# What you will do
Would you quote every entry exactly, dropping only the pictures?

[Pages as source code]
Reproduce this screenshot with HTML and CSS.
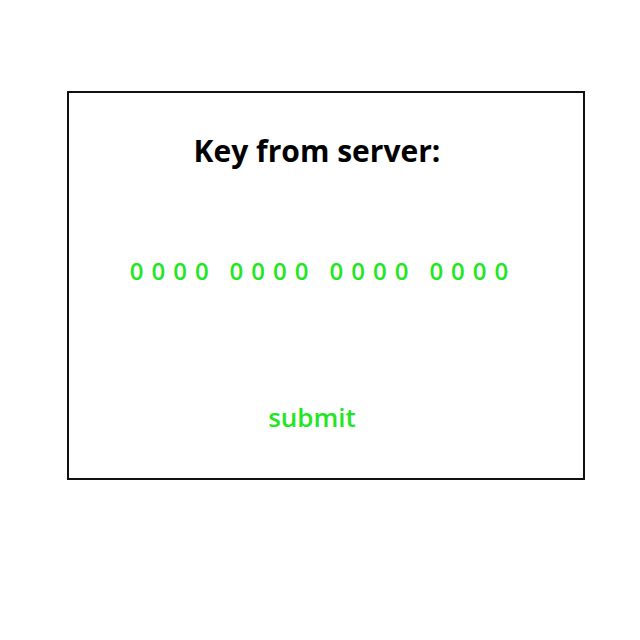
FILE: index.html
```html
<!DOCTYPE html>
<html>
<head>
<meta charset="utf-8">
<link rel="stylesheet" href="styles.css">
</head>
<body>
<div class="card">
  <h1 class="title">Key from server:</h1>
  <div class="key">
    <span class="group">0000</span>
    <span class="group">0000</span>
    <span class="group">0000</span>
    <span class="group">0000</span>
  </div>
  <div class="submit">submit</div>
</div>
</body>
</html>
```
FILE: styles.css
```css
html, body {
  margin: 0;
  padding: 0;
  background: #ffffff;
  font-family: "Open Sans", sans-serif;
}
.card {
  box-sizing: border-box;
  margin: 91px 0 0 67px;
  width: 518px;
  height: 389px;
  border: 2px solid #111111;
  display: flex;
  flex-direction: column;
  align-items: center;
}
.title {
  margin: 38px 18px 0 0;
  font-size: 30px;
  font-weight: 700;
  color: #000000;
  line-height: 40px;
}
.key {
  margin: 85px 6px 0 0;
  display: flex;
  gap: 13px;
  color: #22e622;
  font-size: 24px;
  font-weight: 600;
  line-height: 30px;
}
.group {
  letter-spacing: 8px;
}
.submit {
  margin: 113px 28px 0 0;
  color: #22e622;
  font-size: 26px;
  font-weight: 600;
  line-height: 36px;
}
```
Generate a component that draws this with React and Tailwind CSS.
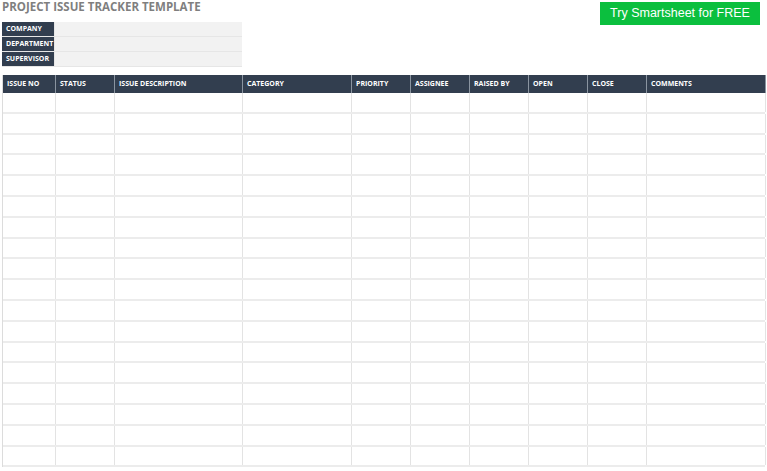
export default function App() {
  const cols = [
    ["ISSUE NO", 53], ["STATUS", 59], ["ISSUE DESCRIPTION", 128], ["CATEGORY", 109], ["PRIORITY", 59],
    ["ASSIGNEE", 59], ["RAISED BY", 59], ["OPEN", 59], ["CLOSE", 59], ["COMMENTS", 119],
  ];
  const rows = Array.from({ length: 18 });
  return (
    <div className="w-[767px] h-[471px] bg-white overflow-hidden relative" style={{ fontFamily: "'Open Sans','Liberation Sans',sans-serif" }}>
      <div className="flex justify-between pl-[2px] pr-[7px]">
        <div>
          <div className="text-[11.5px] font-bold text-[#7f7f7f] leading-[14px] h-[22px]">PROJECT ISSUE TRACKER TEMPLATE</div>
          {["COMPANY", "DEPARTMENT", "SUPERVISOR"].map((l) => (
            <div key={l} className="flex h-[15px] border-b border-[#e6e6e6]">
              <div className="w-[53px] bg-[#323e4f] text-white text-[7px] font-bold flex items-center pl-[4px] border-r border-[#e6e6e6]">{l}</div>
              <div className="w-[187px] bg-[#f2f2f2]" />
            </div>
          ))}
        </div>
        <div className="mt-[2px] w-[160px] h-[23px] bg-[#0bbf3e] text-white text-[12.5px] flex items-center justify-center" style={{ fontFamily: "'Liberation Sans',Arial,sans-serif" }}>Try Smartsheet for FREE</div>
      </div>
      <div className="mt-[8px] ml-[2px] w-[763px] border-l border-[#dcdcdc]">
        <div className="flex h-[18px] bg-[#323e4f]">
          {cols.map(([n, w]) => (
            <div key={n} style={{ width: w }} className="shrink-0 border-r border-[#8a94a0] text-white text-[7px] font-bold flex items-center pl-[4px]">{n}</div>
          ))}
        </div>
        {rows.map((_, i) => (
          <div key={i} className="flex h-[20.8px] border-b-2 border-[#ececec]">
            {cols.map(([n, w]) => (
              <div key={n} style={{ width: w }} className="shrink-0 border-r border-[#e3e3e3]" />
            ))}
          </div>
        ))}
      </div>
    </div>
  );
}
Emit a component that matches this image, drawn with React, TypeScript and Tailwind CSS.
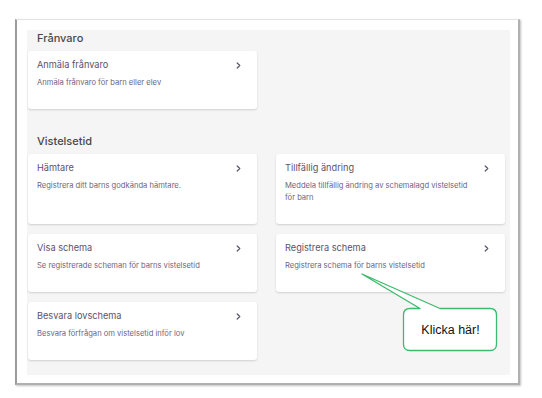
const font = { fontFamily: "Inter, 'Noto Sans', sans-serif" };

type Item = { title: string; text: string };

function Chevron() {
  return (
    <svg width="5" height="7" viewBox="0 0 5 7" className="mt-[3px] shrink-0">
      <path d="M1.2 1 L3.8 3.5 L1.2 6" fill="none" stroke="#5a5468" strokeWidth="1.2" strokeLinecap="round" strokeLinejoin="round" />
    </svg>
  );
}

function Card({ item }: { item: Item }) {
  return (
    <div className="flex rounded-[3px] bg-white pt-[8px] pr-[16px] pb-[20px] pl-[9px] shadow-[0_1px_2px_rgba(60,60,90,0.2)]">
      <div className="flex-1">
        <div className="text-[9.2px] leading-[12px] text-[#5b526c]">{item.title}</div>
        <div className="mt-[6px] w-[192px] text-[7.6px] leading-[12px] text-[#6d6582]">{item.text}</div>
      </div>
      <Chevron />
    </div>
  );
}

const vistelse: Item[] = [
  { title: "Hämtare", text: "Registrera ditt barns godkända hämtare." },
  { title: "Tillfällig ändring", text: "Meddela tillfällig ändring av schemalagd vistelsetid för barn" },
  { title: "Visa schema", text: "Se registrerade scheman för barns vistelsetid" },
  { title: "Registrera schema", text: "Registrera schema för barns vistelsetid" },
  { title: "Besvara lovschema", text: "Besvara förfrågan om vistelsetid inför lov" },
];

export default function App() {
  return (
    <div className="relative h-[398px] w-[542px] overflow-hidden bg-white" style={font}>
      <div className="ml-[15px] mt-[19px] h-[366px] w-[505px] border-t border-l-2 border-r-2 border-b-2 border-t-[#e2e2e2] border-l-[#9c9c9c] border-r-[#b0b0b0] border-b-[#b0b0b0] bg-white pt-[10px] pl-[10px] shadow-[1px_1px_2px_rgba(0,0,0,0.25)]">
        <div className="h-[345px] w-[483px] bg-[#f5f5f5] pt-[1px] pr-[5px] pl-[1px]">
          <h2 className="pl-[9px] text-[11px] leading-[14px] font-medium text-[#47474d]">Frånvaro</h2>
          <div className="mt-[6px] grid grid-cols-2 gap-x-[19px]">
            <Card item={{ title: "Anmäla frånvaro", text: "Anmäla frånvaro för barn eller elev" }} />
          </div>
          <h2 className="mt-[25px] pl-[9px] text-[11px] leading-[14px] font-medium text-[#47474d]">Vistelsetid</h2>
          <div className="mt-[6px] grid grid-cols-2 gap-x-[19px] gap-y-[10px]">
            {vistelse.map((item) => (
              <Card key={item.title} item={item} />
            ))}
          </div>
        </div>
      </div>

      <svg className="pointer-events-none absolute inset-0" width="542" height="398">
        <path
          d="M410 308.5 L420 308.5 L362 274 L440 308.5 L490 308.5 Q496.5 308.5 496.5 315 L496.5 344 Q496.5 350.5 490 350.5 L410 350.5 Q403.5 350.5 403.5 344 L403.5 315 Q403.5 308.5 410 308.5 Z"
          fill="white"
          stroke="#3dba6b"
          strokeWidth="1.3"
          strokeLinejoin="round"
        />
      </svg>
      <div
        className="absolute top-[322px] left-[404px] w-[93px] text-center text-[12.5px] leading-[16px] text-[#111]"
        style={{ fontFamily: "'Liberation Sans', Arial, sans-serif" }}
      >
        Klicka här!
      </div>
    </div>
  );
}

# Full response
Reproduce this screenshot with HTML and CSS.
FILE: index.html
```html
<!DOCTYPE html>
<html>
<head>
<meta charset="utf-8">
<link rel="stylesheet" href="styles.css">
</head>
<body>
<div class="card">
  <h1 class="title">Key from server:</h1>
  <div class="key">
    <span class="group">0000</span>
    <span class="group">0000</span>
    <span class="group">0000</span>
    <span class="group">0000</span>
  </div>
  <div class="submit">submit</div>
</div>
</body>
</html>
```
FILE: styles.css
```css
html, body {
  margin: 0;
  padding: 0;
  background: #ffffff;
  font-family: "Open Sans", sans-serif;
}
.card {
  box-sizing: border-box;
  margin: 91px 0 0 67px;
  width: 518px;
  height: 389px;
  border: 2px solid #111111;
  display: flex;
  flex-direction: column;
  align-items: center;
}
.title {
  margin: 38px 18px 0 0;
  font-size: 30px;
  font-weight: 700;
  color: #000000;
  line-height: 40px;
}
.key {
  margin: 85px 6px 0 0;
  display: flex;
  gap: 13px;
  color: #22e622;
  font-size: 24px;
  font-weight: 600;
  line-height: 30px;
}
.group {
  letter-spacing: 8px;
}
.submit {
  margin: 113px 28px 0 0;
  color: #22e622;
  font-size: 26px;
  font-weight: 600;
  line-height: 36px;
}
```
Generate a component that draws this with React and Tailwind CSS.
export default function App() {
  const cols = [
    ["ISSUE NO", 53], ["STATUS", 59], ["ISSUE DESCRIPTION", 128], ["CATEGORY", 109], ["PRIORITY", 59],
    ["ASSIGNEE", 59], ["RAISED BY", 59], ["OPEN", 59], ["CLOSE", 59], ["COMMENTS", 119],
  ];
  const rows = Array.from({ length: 18 });
  return (
    <div className="w-[767px] h-[471px] bg-white overflow-hidden relative" style={{ fontFamily: "'Open Sans','Liberation Sans',sans-serif" }}>
      <div className="flex justify-between pl-[2px] pr-[7px]">
        <div>
          <div className="text-[11.5px] font-bold text-[#7f7f7f] leading-[14px] h-[22px]">PROJECT ISSUE TRACKER TEMPLATE</div>
          {["COMPANY", "DEPARTMENT", "SUPERVISOR"].map((l) => (
            <div key={l} className="flex h-[15px] border-b border-[#e6e6e6]">
              <div className="w-[53px] bg-[#323e4f] text-white text-[7px] font-bold flex items-center pl-[4px] border-r border-[#e6e6e6]">{l}</div>
              <div className="w-[187px] bg-[#f2f2f2]" />
            </div>
          ))}
        </div>
        <div className="mt-[2px] w-[160px] h-[23px] bg-[#0bbf3e] text-white text-[12.5px] flex items-center justify-center" style={{ fontFamily: "'Liberation Sans',Arial,sans-serif" }}>Try Smartsheet for FREE</div>
      </div>
      <div className="mt-[8px] ml-[2px] w-[763px] border-l border-[#dcdcdc]">
        <div className="flex h-[18px] bg-[#323e4f]">
          {cols.map(([n, w]) => (
            <div key={n} style={{ width: w }} className="shrink-0 border-r border-[#8a94a0] text-white text-[7px] font-bold flex items-center pl-[4px]">{n}</div>
          ))}
        </div>
        {rows.map((_, i) => (
          <div key={i} className="flex h-[20.8px] border-b-2 border-[#ececec]">
            {cols.map(([n, w]) => (
              <div key={n} style={{ width: w }} className="shrink-0 border-r border-[#e3e3e3]" />
            ))}
          </div>
        ))}
      </div>
    </div>
  );
}
Emit a component that matches this image, drawn with React, TypeScript and Tailwind CSS.
const font = { fontFamily: "Inter, 'Noto Sans', sans-serif" };

type Item = { title: string; text: string };

function Chevron() {
  return (
    <svg width="5" height="7" viewBox="0 0 5 7" className="mt-[3px] shrink-0">
      <path d="M1.2 1 L3.8 3.5 L1.2 6" fill="none" stroke="#5a5468" strokeWidth="1.2" strokeLinecap="round" strokeLinejoin="round" />
    </svg>
  );
}

function Card({ item }: { item: Item }) {
  return (
    <div className="flex rounded-[3px] bg-white pt-[8px] pr-[16px] pb-[20px] pl-[9px] shadow-[0_1px_2px_rgba(60,60,90,0.2)]">
      <div className="flex-1">
        <div className="text-[9.2px] leading-[12px] text-[#5b526c]">{item.title}</div>
        <div className="mt-[6px] w-[192px] text-[7.6px] leading-[12px] text-[#6d6582]">{item.text}</div>
      </div>
      <Chevron />
    </div>
  );
}

const vistelse: Item[] = [
  { title: "Hämtare", text: "Registrera ditt barns godkända hämtare." },
  { title: "Tillfällig ändring", text: "Meddela tillfällig ändring av schemalagd vistelsetid för barn" },
  { title: "Visa schema", text: "Se registrerade scheman för barns vistelsetid" },
  { title: "Registrera schema", text: "Registrera schema för barns vistelsetid" },
  { title: "Besvara lovschema", text: "Besvara förfrågan om vistelsetid inför lov" },
];

export default function App() {
  return (
    <div className="relative h-[398px] w-[542px] overflow-hidden bg-white" style={font}>
      <div className="ml-[15px] mt-[19px] h-[366px] w-[505px] border-t border-l-2 border-r-2 border-b-2 border-t-[#e2e2e2] border-l-[#9c9c9c] border-r-[#b0b0b0] border-b-[#b0b0b0] bg-white pt-[10px] pl-[10px] shadow-[1px_1px_2px_rgba(0,0,0,0.25)]">
        <div className="h-[345px] w-[483px] bg-[#f5f5f5] pt-[1px] pr-[5px] pl-[1px]">
          <h2 className="pl-[9px] text-[11px] leading-[14px] font-medium text-[#47474d]">Frånvaro</h2>
          <div className="mt-[6px] grid grid-cols-2 gap-x-[19px]">
            <Card item={{ title: "Anmäla frånvaro", text: "Anmäla frånvaro för barn eller elev" }} />
          </div>
          <h2 className="mt-[25px] pl-[9px] text-[11px] leading-[14px] font-medium text-[#47474d]">Vistelsetid</h2>
          <div className="mt-[6px] grid grid-cols-2 gap-x-[19px] gap-y-[10px]">
            {vistelse.map((item) => (
              <Card key={item.title} item={item} />
            ))}
          </div>
        </div>
      </div>

      <svg className="pointer-events-none absolute inset-0" width="542" height="398">
        <path
          d="M410 308.5 L420 308.5 L362 274 L440 308.5 L490 308.5 Q496.5 308.5 496.5 315 L496.5 344 Q496.5 350.5 490 350.5 L410 350.5 Q403.5 350.5 403.5 344 L403.5 315 Q403.5 308.5 410 308.5 Z"
          fill="white"
          stroke="#3dba6b"
          strokeWidth="1.3"
          strokeLinejoin="round"
        />
      </svg>
      <div
        className="absolute top-[322px] left-[404px] w-[93px] text-center text-[12.5px] leading-[16px] text-[#111]"
        style={{ fontFamily: "'Liberation Sans', Arial, sans-serif" }}
      >
        Klicka här!
      </div>
    </div>
  );
}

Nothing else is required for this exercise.